A little later in the day, I walked to the front of my home  to check on the landscape. I often inspect the flowers and plants to see if something new is happening.  For months I noticed these dead branches—taller than me—that were planted in front of our home before we moved in and they needed to be removed. I texted my good friend Elaine who is also the owner of the home if she was ok with me pulling the dead branches out. She was reluctant at first because she thought “they just need more water”. She wasnt sure what type of plant/tree/bush we were dealing with so she wanted to give it another chance. I agreed.

Naturally, after more time had passed, the branches were not improving so Elaine finally agreed to pull them out.

I looked at the dead branches to see where I should pull from to get it out all at once until I noticed new leaves growing all over the base. Leaves that were never there before. Growth coming up right next to each dead branch. Interesting, I said. When did this start growing?

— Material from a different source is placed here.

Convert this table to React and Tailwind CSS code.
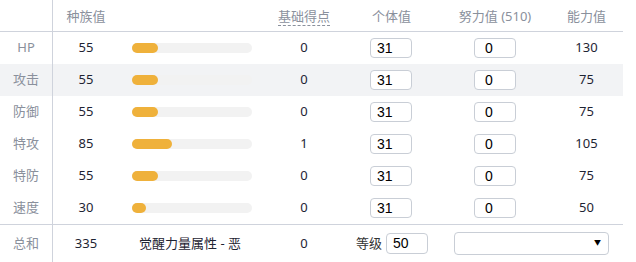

I looked at something budding from one of the new branches and immediately realized the structure. My heart started racing. What is this?! It cannot be. I did a reverse image lookup, and sure enough, the green growing where the dead branches stood was plumeria.

The excitement was something I cannot explain. Mouth gaping, tears forming, breath stopping. God knew all along what was lying dormant underground in the front of my house. There were two sections in the front of the house with the dead branches—an eyesore. Large, dead branches. No life. You touch the branch and it would crumble. What was exposed to the world was a disguise. The roots had secrets to tell.

And for more than a year, it kept hidden that it was a plumeria waiting to make its appearance. This whole time, what I thought was a dead dream was lying dormant, waiting for the right time. God is so present to our desires—to our pain and prayers. He does exceedingly and abundantly, more than what we can ever imagine.

My plumeria story will be in my heart forever. What I thought I couldn’t have revealed itself at the right time and screamed, “You had it all along.”